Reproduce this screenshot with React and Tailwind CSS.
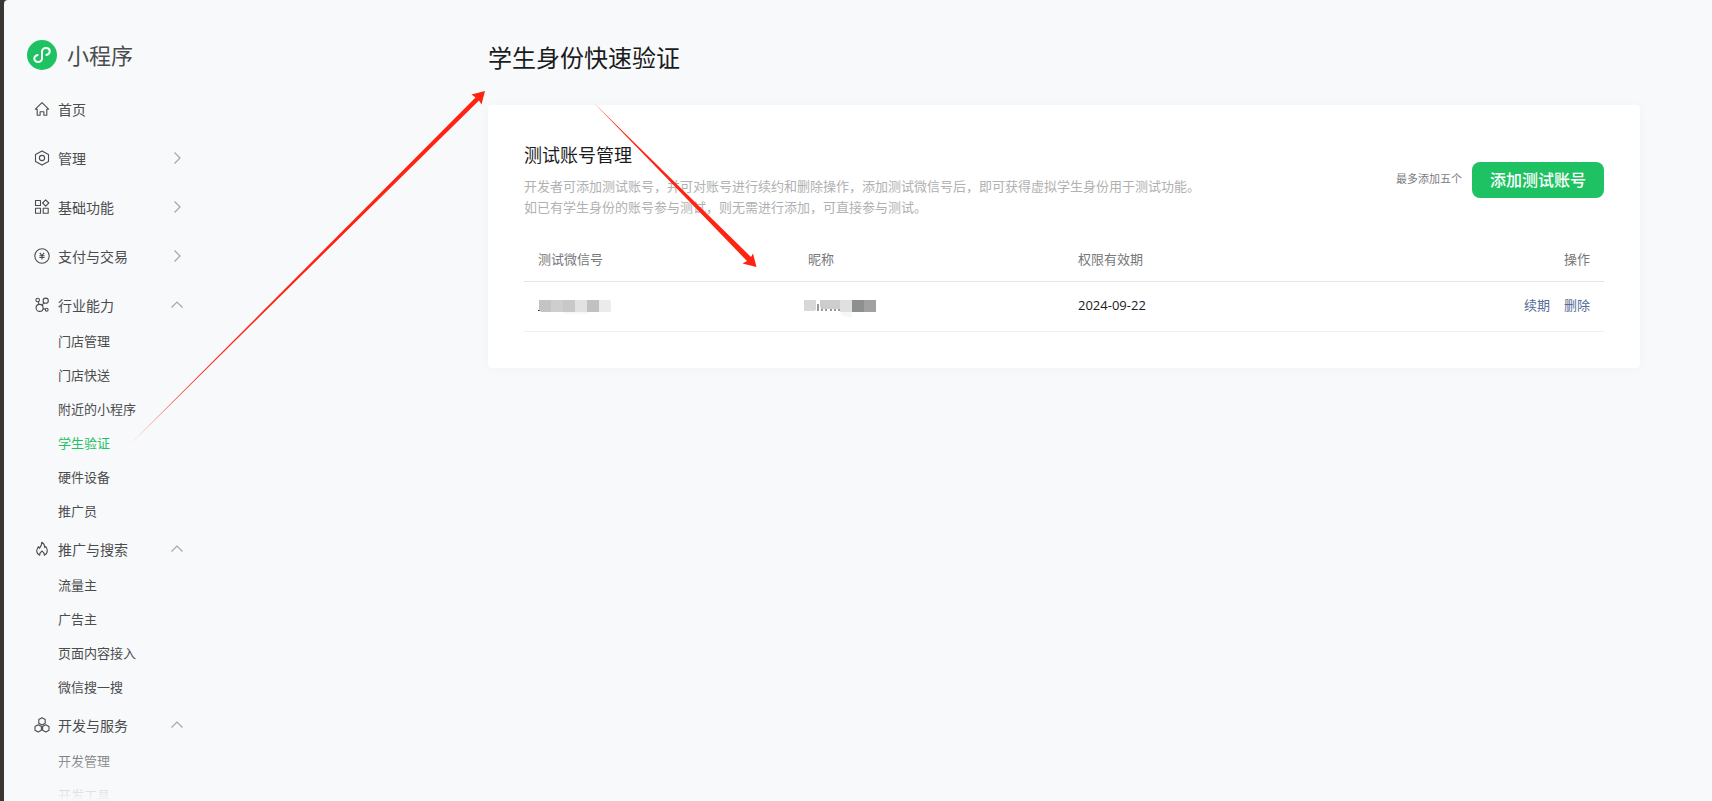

━━━━━━

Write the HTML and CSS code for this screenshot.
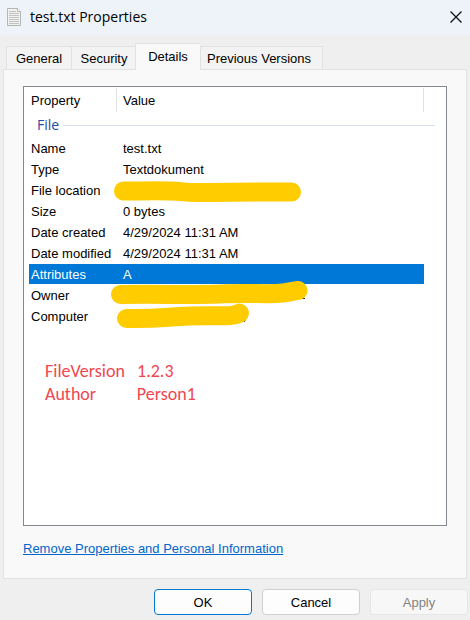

━━━━━━

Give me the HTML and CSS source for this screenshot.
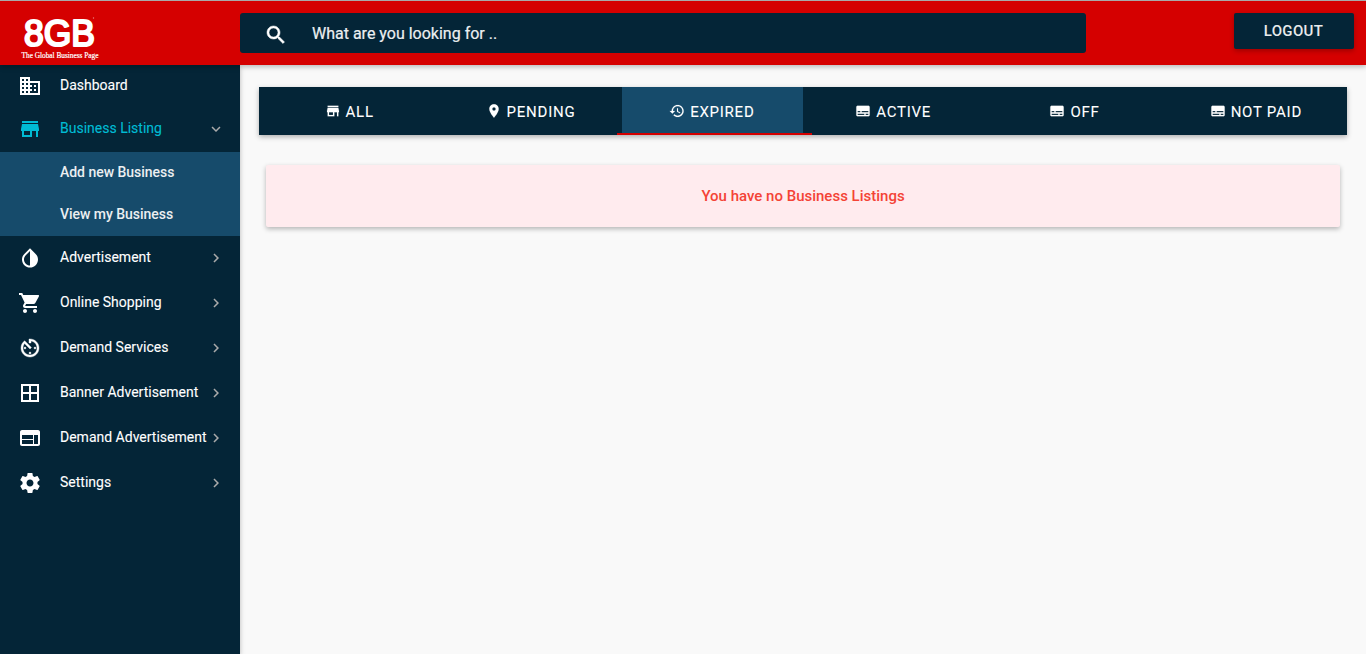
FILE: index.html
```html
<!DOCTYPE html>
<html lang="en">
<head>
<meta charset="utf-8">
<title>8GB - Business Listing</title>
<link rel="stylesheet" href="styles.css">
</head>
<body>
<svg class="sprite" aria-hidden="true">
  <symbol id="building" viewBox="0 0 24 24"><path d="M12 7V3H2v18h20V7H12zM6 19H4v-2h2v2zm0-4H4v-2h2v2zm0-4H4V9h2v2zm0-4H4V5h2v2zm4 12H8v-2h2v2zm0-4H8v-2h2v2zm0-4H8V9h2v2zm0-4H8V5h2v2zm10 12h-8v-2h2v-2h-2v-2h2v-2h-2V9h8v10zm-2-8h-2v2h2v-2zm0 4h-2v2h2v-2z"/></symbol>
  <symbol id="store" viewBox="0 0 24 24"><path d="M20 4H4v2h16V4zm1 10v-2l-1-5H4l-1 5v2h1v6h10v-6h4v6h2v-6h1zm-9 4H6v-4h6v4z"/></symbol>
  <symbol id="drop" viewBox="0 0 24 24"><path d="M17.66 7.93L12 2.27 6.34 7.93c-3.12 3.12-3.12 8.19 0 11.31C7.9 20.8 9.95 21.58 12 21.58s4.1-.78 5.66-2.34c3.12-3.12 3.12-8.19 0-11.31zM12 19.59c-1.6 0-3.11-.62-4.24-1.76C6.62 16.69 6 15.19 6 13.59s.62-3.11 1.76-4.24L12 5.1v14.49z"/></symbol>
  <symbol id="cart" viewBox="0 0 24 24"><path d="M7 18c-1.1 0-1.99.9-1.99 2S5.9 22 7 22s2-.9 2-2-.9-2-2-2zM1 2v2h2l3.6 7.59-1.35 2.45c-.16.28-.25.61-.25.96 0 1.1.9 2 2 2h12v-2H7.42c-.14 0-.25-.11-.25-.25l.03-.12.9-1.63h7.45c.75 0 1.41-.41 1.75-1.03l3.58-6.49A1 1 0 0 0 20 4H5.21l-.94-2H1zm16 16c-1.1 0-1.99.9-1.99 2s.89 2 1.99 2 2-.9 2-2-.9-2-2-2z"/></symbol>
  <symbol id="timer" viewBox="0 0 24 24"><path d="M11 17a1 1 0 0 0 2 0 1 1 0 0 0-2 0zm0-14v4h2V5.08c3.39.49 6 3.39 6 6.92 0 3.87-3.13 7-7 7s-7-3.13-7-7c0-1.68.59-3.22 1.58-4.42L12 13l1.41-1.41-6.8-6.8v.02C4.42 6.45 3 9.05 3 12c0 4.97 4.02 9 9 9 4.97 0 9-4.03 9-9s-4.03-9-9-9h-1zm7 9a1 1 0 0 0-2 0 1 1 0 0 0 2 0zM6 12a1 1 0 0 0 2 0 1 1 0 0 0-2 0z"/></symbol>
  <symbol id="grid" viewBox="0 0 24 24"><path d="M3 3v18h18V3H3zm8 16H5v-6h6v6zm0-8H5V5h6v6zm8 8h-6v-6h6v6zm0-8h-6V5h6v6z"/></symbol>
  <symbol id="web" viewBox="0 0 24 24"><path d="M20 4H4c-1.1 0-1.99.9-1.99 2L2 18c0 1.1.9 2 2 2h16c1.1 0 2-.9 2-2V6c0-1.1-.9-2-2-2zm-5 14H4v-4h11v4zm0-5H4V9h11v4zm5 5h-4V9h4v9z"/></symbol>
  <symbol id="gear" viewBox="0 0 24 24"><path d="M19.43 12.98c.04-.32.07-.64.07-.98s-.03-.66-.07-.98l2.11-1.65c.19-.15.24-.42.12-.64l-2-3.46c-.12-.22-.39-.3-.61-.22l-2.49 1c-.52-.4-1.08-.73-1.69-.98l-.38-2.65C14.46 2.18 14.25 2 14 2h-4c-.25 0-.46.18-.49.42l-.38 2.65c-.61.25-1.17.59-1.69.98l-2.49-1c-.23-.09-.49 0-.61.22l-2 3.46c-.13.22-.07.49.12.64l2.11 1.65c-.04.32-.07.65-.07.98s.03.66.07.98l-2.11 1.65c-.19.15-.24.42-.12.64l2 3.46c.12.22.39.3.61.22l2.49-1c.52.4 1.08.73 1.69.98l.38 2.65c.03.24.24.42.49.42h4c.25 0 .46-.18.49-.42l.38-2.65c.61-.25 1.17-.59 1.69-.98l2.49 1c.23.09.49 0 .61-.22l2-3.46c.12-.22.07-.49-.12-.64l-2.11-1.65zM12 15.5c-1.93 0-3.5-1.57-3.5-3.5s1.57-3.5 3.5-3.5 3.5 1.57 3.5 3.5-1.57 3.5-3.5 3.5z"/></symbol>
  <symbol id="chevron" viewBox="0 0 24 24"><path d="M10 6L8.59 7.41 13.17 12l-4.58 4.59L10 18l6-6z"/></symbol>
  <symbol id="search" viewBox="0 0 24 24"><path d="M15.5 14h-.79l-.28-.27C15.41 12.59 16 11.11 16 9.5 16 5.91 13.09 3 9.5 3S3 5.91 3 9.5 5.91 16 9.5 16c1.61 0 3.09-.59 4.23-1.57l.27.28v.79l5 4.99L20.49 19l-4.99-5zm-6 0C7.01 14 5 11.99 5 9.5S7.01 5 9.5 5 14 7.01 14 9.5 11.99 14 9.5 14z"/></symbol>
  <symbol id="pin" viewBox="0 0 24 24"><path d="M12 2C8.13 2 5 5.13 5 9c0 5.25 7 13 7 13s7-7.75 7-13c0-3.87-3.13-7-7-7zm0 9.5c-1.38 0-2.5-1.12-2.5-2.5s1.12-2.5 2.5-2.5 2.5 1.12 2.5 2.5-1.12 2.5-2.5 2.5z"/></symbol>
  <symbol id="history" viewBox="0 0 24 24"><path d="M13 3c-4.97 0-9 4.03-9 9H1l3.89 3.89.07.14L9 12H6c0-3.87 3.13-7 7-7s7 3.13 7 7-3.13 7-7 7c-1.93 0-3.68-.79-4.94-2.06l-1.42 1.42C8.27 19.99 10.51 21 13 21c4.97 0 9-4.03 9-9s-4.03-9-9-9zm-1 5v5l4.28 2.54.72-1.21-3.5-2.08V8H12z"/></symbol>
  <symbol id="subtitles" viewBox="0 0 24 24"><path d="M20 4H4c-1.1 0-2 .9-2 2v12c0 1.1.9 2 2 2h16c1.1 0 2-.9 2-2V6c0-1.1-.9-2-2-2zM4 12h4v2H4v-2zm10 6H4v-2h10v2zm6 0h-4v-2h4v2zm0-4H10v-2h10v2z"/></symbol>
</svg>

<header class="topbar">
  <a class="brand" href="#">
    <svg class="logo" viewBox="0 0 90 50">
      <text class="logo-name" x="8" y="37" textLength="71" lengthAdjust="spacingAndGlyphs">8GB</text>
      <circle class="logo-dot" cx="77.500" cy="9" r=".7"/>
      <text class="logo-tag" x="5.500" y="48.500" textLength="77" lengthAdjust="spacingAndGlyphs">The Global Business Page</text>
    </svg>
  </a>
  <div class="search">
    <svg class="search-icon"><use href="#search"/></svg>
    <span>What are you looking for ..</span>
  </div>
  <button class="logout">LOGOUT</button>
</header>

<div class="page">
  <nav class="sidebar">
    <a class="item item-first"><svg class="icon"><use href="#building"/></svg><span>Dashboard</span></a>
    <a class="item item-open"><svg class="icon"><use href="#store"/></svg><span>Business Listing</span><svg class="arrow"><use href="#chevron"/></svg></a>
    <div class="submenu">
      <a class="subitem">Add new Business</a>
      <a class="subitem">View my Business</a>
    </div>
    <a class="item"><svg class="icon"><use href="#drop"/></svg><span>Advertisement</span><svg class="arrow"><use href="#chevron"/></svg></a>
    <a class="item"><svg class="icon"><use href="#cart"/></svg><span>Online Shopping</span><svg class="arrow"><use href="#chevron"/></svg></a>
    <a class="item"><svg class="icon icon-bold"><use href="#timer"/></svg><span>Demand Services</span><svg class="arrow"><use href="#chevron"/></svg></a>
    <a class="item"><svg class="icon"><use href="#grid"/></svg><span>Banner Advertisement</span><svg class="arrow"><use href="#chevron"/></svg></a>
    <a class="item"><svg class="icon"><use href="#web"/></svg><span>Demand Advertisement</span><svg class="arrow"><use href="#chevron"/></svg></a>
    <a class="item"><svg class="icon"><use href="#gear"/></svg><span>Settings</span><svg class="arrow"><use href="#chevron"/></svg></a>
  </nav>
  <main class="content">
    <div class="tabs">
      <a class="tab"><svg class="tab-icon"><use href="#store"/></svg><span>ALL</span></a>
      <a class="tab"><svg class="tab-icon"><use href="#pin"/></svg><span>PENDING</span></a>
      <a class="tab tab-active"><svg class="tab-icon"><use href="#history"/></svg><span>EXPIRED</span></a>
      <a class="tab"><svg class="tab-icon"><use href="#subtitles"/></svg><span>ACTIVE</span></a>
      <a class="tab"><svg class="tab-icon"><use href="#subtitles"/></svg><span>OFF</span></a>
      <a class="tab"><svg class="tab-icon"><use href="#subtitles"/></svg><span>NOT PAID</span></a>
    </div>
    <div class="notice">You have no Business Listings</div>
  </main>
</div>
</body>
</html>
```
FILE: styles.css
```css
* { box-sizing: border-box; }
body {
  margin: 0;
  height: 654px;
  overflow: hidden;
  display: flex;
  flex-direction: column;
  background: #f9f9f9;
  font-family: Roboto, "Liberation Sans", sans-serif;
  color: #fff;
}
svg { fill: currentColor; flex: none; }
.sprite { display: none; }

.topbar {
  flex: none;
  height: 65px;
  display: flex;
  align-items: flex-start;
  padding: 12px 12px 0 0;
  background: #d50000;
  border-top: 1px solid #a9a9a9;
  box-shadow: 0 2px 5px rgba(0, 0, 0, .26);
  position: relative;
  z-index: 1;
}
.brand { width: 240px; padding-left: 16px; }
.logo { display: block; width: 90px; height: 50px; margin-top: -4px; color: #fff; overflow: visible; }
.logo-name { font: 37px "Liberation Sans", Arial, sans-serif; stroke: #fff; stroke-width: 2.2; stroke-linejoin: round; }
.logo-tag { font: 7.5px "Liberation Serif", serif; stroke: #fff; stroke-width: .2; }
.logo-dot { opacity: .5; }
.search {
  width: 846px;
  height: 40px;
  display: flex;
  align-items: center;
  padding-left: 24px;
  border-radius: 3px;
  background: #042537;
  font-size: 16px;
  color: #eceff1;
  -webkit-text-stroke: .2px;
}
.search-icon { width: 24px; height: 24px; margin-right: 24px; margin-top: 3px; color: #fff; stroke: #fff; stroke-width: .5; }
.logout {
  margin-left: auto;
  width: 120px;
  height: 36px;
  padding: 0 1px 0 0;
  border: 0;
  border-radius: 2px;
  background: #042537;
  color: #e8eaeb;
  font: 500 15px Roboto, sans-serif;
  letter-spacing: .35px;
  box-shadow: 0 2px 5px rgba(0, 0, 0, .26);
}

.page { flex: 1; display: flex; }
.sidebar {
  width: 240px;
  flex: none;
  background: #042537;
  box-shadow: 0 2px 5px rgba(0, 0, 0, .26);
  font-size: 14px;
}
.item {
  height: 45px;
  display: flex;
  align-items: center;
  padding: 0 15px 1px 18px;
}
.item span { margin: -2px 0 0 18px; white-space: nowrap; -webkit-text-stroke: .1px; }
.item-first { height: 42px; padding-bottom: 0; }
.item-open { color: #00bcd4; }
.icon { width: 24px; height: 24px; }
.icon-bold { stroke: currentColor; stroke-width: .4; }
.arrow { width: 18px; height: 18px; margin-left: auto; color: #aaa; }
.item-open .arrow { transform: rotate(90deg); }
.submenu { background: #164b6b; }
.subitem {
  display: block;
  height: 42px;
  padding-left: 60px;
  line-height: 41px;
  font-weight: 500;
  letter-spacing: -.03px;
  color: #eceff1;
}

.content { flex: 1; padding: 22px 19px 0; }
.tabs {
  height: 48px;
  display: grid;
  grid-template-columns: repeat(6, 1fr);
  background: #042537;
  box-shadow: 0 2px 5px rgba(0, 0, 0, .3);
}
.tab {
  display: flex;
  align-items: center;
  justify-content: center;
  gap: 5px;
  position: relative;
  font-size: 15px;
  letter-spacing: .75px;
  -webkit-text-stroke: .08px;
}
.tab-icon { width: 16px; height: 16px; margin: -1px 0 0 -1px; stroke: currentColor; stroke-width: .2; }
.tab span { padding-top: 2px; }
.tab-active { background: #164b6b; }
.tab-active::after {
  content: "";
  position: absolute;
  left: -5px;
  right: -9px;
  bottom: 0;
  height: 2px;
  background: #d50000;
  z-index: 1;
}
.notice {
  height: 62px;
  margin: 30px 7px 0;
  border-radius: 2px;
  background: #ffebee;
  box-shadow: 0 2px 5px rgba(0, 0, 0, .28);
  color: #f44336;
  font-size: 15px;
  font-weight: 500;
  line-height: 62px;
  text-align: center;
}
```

━━━━━━

> [To do] Locate each line containing the string "this" and show it.

> [Output of the task]
Reproduce this screenshot with React and Tailwind CSS.
Write the HTML and CSS code for this screenshot.
Give me the HTML and CSS source for this screenshot.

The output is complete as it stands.